Reason: the header format changed and could not be successfully parsed because "|" separator is missing.

My solution is to convert ">NC_000067.6" into ">ref|NC_000067.6|" using sed.

sed -i "s/^>\([^ ]*\) />ref|\1| /g" mouse_genome.fna

Result: error message "No sequences matched any of the taxids provided." is gone and blastcmd can extract taxid as expected.

ADD COMMENT • link 7.4 years ago by xzhan018 ▴ 30

1

Entering edit mode

This is a workaround for blast 2.2.30+, makeblastdb has no such issue for 2.6.0+

ADD REPLY • link 7.0 years ago by xzhan018 ▴ 30

0

Entering edit mode

Thanks! Upgrading solved this issue for me too.

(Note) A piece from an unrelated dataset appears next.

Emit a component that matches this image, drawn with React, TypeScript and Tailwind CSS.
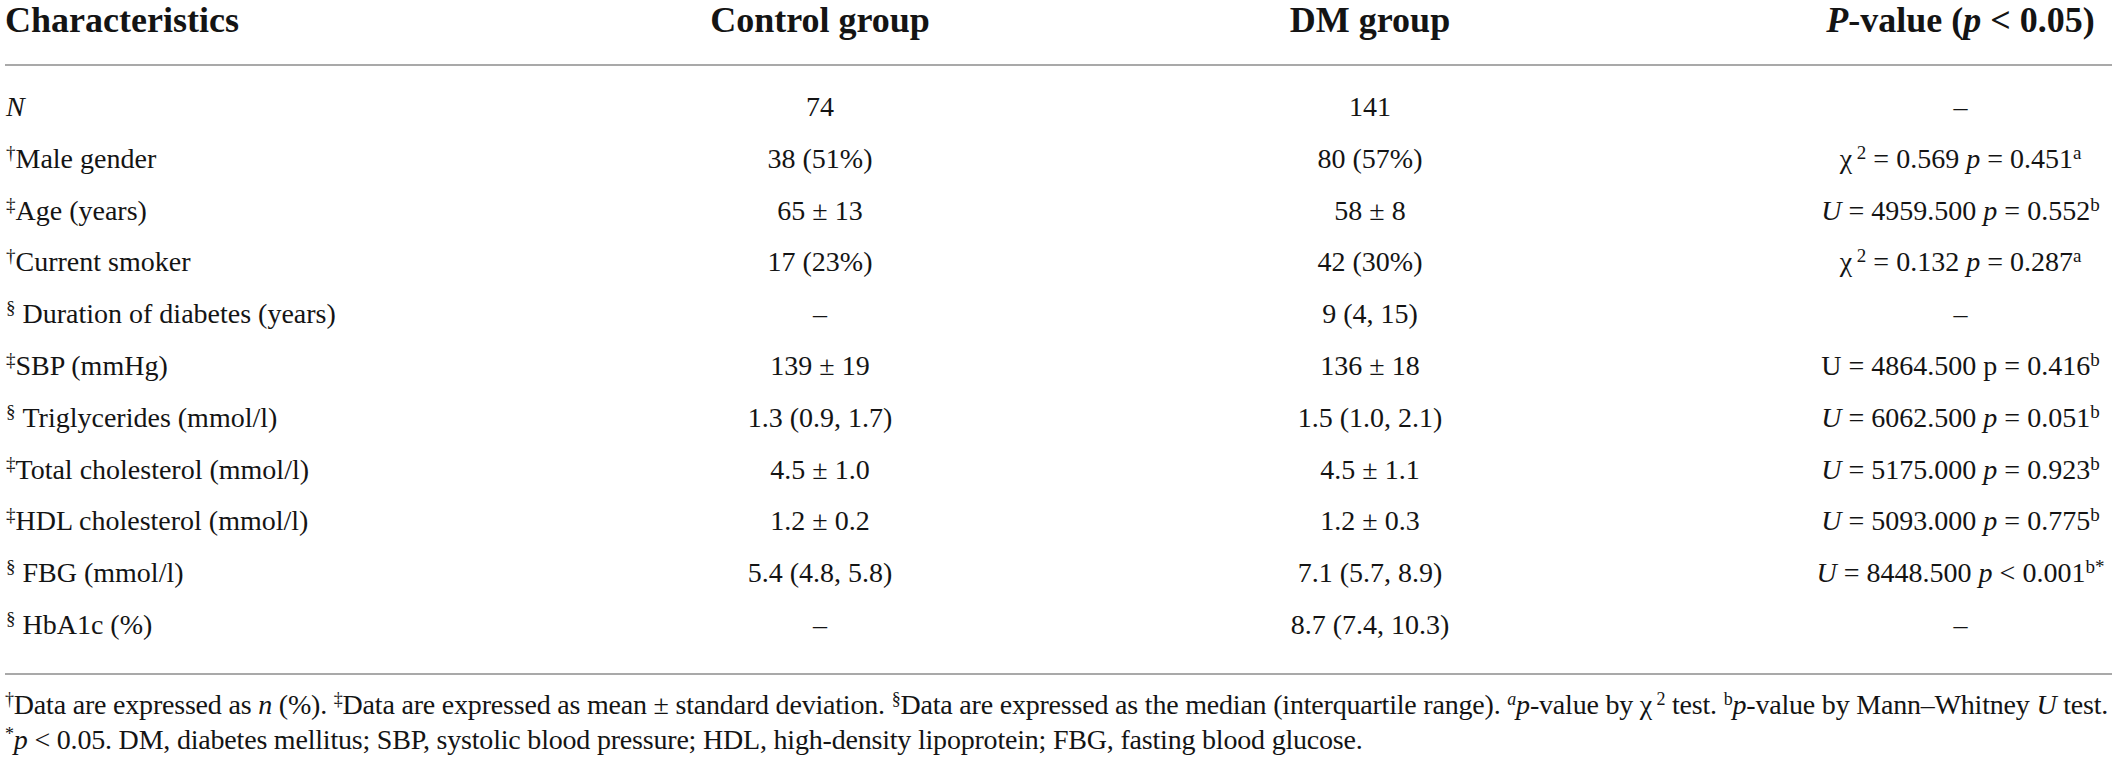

ADD REPLY • link 6.7 years ago by russianconcussion ▴ 30

score 1 · Answer 3 · 2020-01-09

Is important to bear in mind that makeblastdb command parse fasta sequence ids as >ACC.version, but it seems that the taxid_map option parses the taxid map without taking into account the same format ACC.version, therefore if you want to build a blast database with sequence that looks like:

>HG380758.1
>HG380759.1
>HG380760.1
...

You should provide a taxid map that looks like:

HG380758 104782
HG380759 104782
HG380760 104782

Just do not include the version and the problem should be solved.

For example, Silva database uses INSDC accessions in the form >ACC.from.to so, building a blast database using SSURef r138 release can be done like this:

First, create a mapping file:

zcat taxmap_embl-ebi_ena_ssu_parc_138.txt.gz | awk -F"\t"  'NR>1{print $1" "$6}' > taxmap_embl-ebi_ena_ssu_parc_138.txt

Then, just run makeblastdb command:

zcat SILVA_138_SSURef_tax_silva.fasta.gz | makeblastdb -in -  -out blast2/SSURef -dbtype nucl -parse_seqids -title 'Silva 138 SSURef with tax ids' -taxid_map taxmap_embl-ebi_ena_ssu_ref_138.txt

score 0 · Answer 4 · 2016-07-08

Another way around is to create each species-specific database individually, assigning taxids using the -taxid flag:

$ makeblastdb -dbtype nucl -in species1.fna -taxid 1234
$ makeblastdb -dbtype nucl -in species2.fna -taxid 5678
$ ...

and then aggregate the db's into a single entity using blastdb_aliastool:

$ blastdb_aliastool -dbtype nucl -title mydb -out mydb -dblist "species1.fna species2.fna [etc...]"

BLAST run with -db mydb -outfmt '6 std staxids' will then report the taxids for any hits.